**STORED DATA:**
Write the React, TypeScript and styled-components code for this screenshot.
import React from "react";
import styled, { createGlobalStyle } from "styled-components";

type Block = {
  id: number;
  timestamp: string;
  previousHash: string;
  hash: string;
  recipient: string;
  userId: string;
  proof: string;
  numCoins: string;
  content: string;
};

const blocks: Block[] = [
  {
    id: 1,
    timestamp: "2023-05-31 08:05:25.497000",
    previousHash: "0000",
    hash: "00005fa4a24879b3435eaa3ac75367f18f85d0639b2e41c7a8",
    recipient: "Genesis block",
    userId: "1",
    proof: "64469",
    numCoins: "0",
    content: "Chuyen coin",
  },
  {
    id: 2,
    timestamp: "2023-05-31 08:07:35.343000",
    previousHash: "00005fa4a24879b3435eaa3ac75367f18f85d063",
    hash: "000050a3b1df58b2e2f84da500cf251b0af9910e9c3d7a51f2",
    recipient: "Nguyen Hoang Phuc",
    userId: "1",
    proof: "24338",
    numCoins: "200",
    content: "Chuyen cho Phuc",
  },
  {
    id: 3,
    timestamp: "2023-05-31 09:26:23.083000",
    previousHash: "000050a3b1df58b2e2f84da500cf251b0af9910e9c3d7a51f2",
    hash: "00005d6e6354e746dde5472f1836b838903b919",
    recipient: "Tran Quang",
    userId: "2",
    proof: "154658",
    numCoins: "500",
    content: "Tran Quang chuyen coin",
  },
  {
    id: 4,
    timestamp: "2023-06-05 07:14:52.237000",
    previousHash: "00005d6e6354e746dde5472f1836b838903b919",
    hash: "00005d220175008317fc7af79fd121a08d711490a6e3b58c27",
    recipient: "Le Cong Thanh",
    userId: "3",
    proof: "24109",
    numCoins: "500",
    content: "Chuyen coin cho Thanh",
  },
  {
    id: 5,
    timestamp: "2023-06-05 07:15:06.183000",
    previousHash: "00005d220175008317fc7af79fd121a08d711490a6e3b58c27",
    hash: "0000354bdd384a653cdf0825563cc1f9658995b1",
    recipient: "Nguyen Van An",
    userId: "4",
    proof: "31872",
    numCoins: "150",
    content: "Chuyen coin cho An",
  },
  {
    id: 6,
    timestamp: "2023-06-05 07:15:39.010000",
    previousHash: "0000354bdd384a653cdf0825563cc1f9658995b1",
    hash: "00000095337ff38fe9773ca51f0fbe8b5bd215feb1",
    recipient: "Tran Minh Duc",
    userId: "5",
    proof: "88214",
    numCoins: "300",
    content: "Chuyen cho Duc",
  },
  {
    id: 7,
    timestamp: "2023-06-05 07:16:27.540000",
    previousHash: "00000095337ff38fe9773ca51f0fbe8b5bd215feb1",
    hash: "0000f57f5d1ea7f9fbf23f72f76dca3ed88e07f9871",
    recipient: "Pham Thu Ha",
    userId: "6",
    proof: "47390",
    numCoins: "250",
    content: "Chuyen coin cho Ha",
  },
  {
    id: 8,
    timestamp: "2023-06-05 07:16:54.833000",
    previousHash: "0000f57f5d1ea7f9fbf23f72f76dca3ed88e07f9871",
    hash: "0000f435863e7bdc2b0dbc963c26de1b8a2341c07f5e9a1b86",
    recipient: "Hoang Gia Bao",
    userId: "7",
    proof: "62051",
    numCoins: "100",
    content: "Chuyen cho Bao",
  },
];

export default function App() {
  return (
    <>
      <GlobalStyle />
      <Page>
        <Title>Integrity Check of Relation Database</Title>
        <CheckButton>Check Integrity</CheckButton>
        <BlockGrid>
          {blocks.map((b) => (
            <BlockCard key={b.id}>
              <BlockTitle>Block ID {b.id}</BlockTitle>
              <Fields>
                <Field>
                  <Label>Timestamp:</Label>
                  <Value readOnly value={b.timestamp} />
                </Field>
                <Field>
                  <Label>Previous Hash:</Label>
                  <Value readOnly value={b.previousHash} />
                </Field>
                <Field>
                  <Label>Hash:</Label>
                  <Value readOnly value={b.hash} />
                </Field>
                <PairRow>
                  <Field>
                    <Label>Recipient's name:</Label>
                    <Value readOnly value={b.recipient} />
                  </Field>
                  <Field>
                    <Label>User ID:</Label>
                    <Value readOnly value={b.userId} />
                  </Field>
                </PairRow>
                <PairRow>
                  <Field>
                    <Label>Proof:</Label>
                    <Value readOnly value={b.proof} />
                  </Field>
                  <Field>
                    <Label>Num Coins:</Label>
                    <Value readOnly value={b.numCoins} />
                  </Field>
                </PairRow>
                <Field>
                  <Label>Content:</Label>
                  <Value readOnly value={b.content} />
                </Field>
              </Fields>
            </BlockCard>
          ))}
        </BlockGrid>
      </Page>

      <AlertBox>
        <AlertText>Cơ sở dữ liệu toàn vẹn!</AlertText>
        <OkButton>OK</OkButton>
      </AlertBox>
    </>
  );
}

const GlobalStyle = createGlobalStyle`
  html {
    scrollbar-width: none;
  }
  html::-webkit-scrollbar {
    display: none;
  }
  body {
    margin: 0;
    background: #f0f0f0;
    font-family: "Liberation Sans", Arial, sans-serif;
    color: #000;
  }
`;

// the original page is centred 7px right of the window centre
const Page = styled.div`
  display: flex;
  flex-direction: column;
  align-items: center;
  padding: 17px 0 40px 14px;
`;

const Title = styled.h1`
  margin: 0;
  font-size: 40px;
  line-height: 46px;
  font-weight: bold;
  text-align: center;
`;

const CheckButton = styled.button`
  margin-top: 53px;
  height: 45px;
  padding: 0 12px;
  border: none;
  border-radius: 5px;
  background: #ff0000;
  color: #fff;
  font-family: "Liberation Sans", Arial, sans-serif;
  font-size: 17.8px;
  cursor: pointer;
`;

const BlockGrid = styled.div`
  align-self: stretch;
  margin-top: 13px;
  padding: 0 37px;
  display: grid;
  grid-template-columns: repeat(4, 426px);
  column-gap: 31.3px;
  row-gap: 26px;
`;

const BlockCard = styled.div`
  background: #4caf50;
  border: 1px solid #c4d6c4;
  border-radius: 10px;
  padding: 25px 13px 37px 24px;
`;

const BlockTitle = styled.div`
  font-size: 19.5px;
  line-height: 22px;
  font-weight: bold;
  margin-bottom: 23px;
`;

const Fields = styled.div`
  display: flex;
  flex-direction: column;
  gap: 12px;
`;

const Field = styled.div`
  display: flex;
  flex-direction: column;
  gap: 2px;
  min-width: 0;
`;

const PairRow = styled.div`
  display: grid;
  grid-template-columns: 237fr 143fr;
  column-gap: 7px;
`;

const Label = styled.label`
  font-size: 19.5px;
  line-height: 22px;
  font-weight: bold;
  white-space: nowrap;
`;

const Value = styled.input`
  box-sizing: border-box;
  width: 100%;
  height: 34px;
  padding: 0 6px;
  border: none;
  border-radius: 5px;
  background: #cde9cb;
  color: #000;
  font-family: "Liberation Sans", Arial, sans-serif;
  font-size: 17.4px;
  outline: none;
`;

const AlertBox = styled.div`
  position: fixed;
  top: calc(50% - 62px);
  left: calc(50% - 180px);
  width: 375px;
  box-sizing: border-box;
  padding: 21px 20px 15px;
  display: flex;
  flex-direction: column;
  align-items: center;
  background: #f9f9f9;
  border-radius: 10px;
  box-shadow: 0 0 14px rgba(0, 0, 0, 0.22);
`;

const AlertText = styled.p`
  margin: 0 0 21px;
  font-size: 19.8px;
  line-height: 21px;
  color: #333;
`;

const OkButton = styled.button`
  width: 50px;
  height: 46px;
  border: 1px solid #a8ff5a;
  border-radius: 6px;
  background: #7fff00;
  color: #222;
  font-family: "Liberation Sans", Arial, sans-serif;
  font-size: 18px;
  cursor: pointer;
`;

**AIM OF THE EXERCISE:**
All the data must be duplicated exactly, with nothing added or removed.

**RESULT OF THIS EXERCISE:**
Write the React, TypeScript and styled-components code for this screenshot.
import React from "react";
import styled, { createGlobalStyle } from "styled-components";

type Block = {
  id: number;
  timestamp: string;
  previousHash: string;
  hash: string;
  recipient: string;
  userId: string;
  proof: string;
  numCoins: string;
  content: string;
};

const blocks: Block[] = [
  {
    id: 1,
    timestamp: "2023-05-31 08:05:25.497000",
    previousHash: "0000",
    hash: "00005fa4a24879b3435eaa3ac75367f18f85d0639b2e41c7a8",
    recipient: "Genesis block",
    userId: "1",
    proof: "64469",
    numCoins: "0",
    content: "Chuyen coin",
  },
  {
    id: 2,
    timestamp: "2023-05-31 08:07:35.343000",
    previousHash: "00005fa4a24879b3435eaa3ac75367f18f85d063",
    hash: "000050a3b1df58b2e2f84da500cf251b0af9910e9c3d7a51f2",
    recipient: "Nguyen Hoang Phuc",
    userId: "1",
    proof: "24338",
    numCoins: "200",
    content: "Chuyen cho Phuc",
  },
  {
    id: 3,
    timestamp: "2023-05-31 09:26:23.083000",
    previousHash: "000050a3b1df58b2e2f84da500cf251b0af9910e9c3d7a51f2",
    hash: "00005d6e6354e746dde5472f1836b838903b919",
    recipient: "Tran Quang",
    userId: "2",
    proof: "154658",
    numCoins: "500",
    content: "Tran Quang chuyen coin",
  },
  {
    id: 4,
    timestamp: "2023-06-05 07:14:52.237000",
    previousHash: "00005d6e6354e746dde5472f1836b838903b919",
    hash: "00005d220175008317fc7af79fd121a08d711490a6e3b58c27",
    recipient: "Le Cong Thanh",
    userId: "3",
    proof: "24109",
    numCoins: "500",
    content: "Chuyen coin cho Thanh",
  },
  {
    id: 5,
    timestamp: "2023-06-05 07:15:06.183000",
    previousHash: "00005d220175008317fc7af79fd121a08d711490a6e3b58c27",
    hash: "0000354bdd384a653cdf0825563cc1f9658995b1",
    recipient: "Nguyen Van An",
    userId: "4",
    proof: "31872",
    numCoins: "150",
    content: "Chuyen coin cho An",
  },
  {
    id: 6,
    timestamp: "2023-06-05 07:15:39.010000",
    previousHash: "0000354bdd384a653cdf0825563cc1f9658995b1",
    hash: "00000095337ff38fe9773ca51f0fbe8b5bd215feb1",
    recipient: "Tran Minh Duc",
    userId: "5",
    proof: "88214",
    numCoins: "300",
    content: "Chuyen cho Duc",
  },
  {
    id: 7,
    timestamp: "2023-06-05 07:16:27.540000",
    previousHash: "00000095337ff38fe9773ca51f0fbe8b5bd215feb1",
    hash: "0000f57f5d1ea7f9fbf23f72f76dca3ed88e07f9871",
    recipient: "Pham Thu Ha",
    userId: "6",
    proof: "47390",
    numCoins: "250",
    content: "Chuyen coin cho Ha",
  },
  {
    id: 8,
    timestamp: "2023-06-05 07:16:54.833000",
    previousHash: "0000f57f5d1ea7f9fbf23f72f76dca3ed88e07f9871",
    hash: "0000f435863e7bdc2b0dbc963c26de1b8a2341c07f5e9a1b86",
    recipient: "Hoang Gia Bao",
    userId: "7",
    proof: "62051",
    numCoins: "100",
    content: "Chuyen cho Bao",
  },
];

export default function App() {
  return (
    <>
      <GlobalStyle />
      <Page>
        <Title>Integrity Check of Relation Database</Title>
        <CheckButton>Check Integrity</CheckButton>
        <BlockGrid>
          {blocks.map((b) => (
            <BlockCard key={b.id}>
              <BlockTitle>Block ID {b.id}</BlockTitle>
              <Fields>
                <Field>
                  <Label>Timestamp:</Label>
                  <Value readOnly value={b.timestamp} />
                </Field>
                <Field>
                  <Label>Previous Hash:</Label>
                  <Value readOnly value={b.previousHash} />
                </Field>
                <Field>
                  <Label>Hash:</Label>
                  <Value readOnly value={b.hash} />
                </Field>
                <PairRow>
                  <Field>
                    <Label>Recipient's name:</Label>
                    <Value readOnly value={b.recipient} />
                  </Field>
                  <Field>
                    <Label>User ID:</Label>
                    <Value readOnly value={b.userId} />
                  </Field>
                </PairRow>
                <PairRow>
                  <Field>
                    <Label>Proof:</Label>
                    <Value readOnly value={b.proof} />
                  </Field>
                  <Field>
                    <Label>Num Coins:</Label>
                    <Value readOnly value={b.numCoins} />
                  </Field>
                </PairRow>
                <Field>
                  <Label>Content:</Label>
                  <Value readOnly value={b.content} />
                </Field>
              </Fields>
            </BlockCard>
          ))}
        </BlockGrid>
      </Page>

      <AlertBox>
        <AlertText>Cơ sở dữ liệu toàn vẹn!</AlertText>
        <OkButton>OK</OkButton>
      </AlertBox>
    </>
  );
}

const GlobalStyle = createGlobalStyle`
  html {
    scrollbar-width: none;
  }
  html::-webkit-scrollbar {
    display: none;
  }
  body {
    margin: 0;
    background: #f0f0f0;
    font-family: "Liberation Sans", Arial, sans-serif;
    color: #000;
  }
`;

// the original page is centred 7px right of the window centre
const Page = styled.div`
  display: flex;
  flex-direction: column;
  align-items: center;
  padding: 17px 0 40px 14px;
`;

const Title = styled.h1`
  margin: 0;
  font-size: 40px;
  line-height: 46px;
  font-weight: bold;
  text-align: center;
`;

const CheckButton = styled.button`
  margin-top: 53px;
  height: 45px;
  padding: 0 12px;
  border: none;
  border-radius: 5px;
  background: #ff0000;
  color: #fff;
  font-family: "Liberation Sans", Arial, sans-serif;
  font-size: 17.8px;
  cursor: pointer;
`;

const BlockGrid = styled.div`
  align-self: stretch;
  margin-top: 13px;
  padding: 0 37px;
  display: grid;
  grid-template-columns: repeat(4, 426px);
  column-gap: 31.3px;
  row-gap: 26px;
`;

const BlockCard = styled.div`
  background: #4caf50;
  border: 1px solid #c4d6c4;
  border-radius: 10px;
  padding: 25px 13px 37px 24px;
`;

const BlockTitle = styled.div`
  font-size: 19.5px;
  line-height: 22px;
  font-weight: bold;
  margin-bottom: 23px;
`;

const Fields = styled.div`
  display: flex;
  flex-direction: column;
  gap: 12px;
`;

const Field = styled.div`
  display: flex;
  flex-direction: column;
  gap: 2px;
  min-width: 0;
`;

const PairRow = styled.div`
  display: grid;
  grid-template-columns: 237fr 143fr;
  column-gap: 7px;
`;

const Label = styled.label`
  font-size: 19.5px;
  line-height: 22px;
  font-weight: bold;
  white-space: nowrap;
`;

const Value = styled.input`
  box-sizing: border-box;
  width: 100%;
  height: 34px;
  padding: 0 6px;
  border: none;
  border-radius: 5px;
  background: #cde9cb;
  color: #000;
  font-family: "Liberation Sans", Arial, sans-serif;
  font-size: 17.4px;
  outline: none;
`;

const AlertBox = styled.div`
  position: fixed;
  top: calc(50% - 62px);
  left: calc(50% - 180px);
  width: 375px;
  box-sizing: border-box;
  padding: 21px 20px 15px;
  display: flex;
  flex-direction: column;
  align-items: center;
  background: #f9f9f9;
  border-radius: 10px;
  box-shadow: 0 0 14px rgba(0, 0, 0, 0.22);
`;

const AlertText = styled.p`
  margin: 0 0 21px;
  font-size: 19.8px;
  line-height: 21px;
  color: #333;
`;

const OkButton = styled.button`
  width: 50px;
  height: 46px;
  border: 1px solid #a8ff5a;
  border-radius: 6px;
  background: #7fff00;
  color: #222;
  font-family: "Liberation Sans", Arial, sans-serif;
  font-size: 18px;
  cursor: pointer;
`;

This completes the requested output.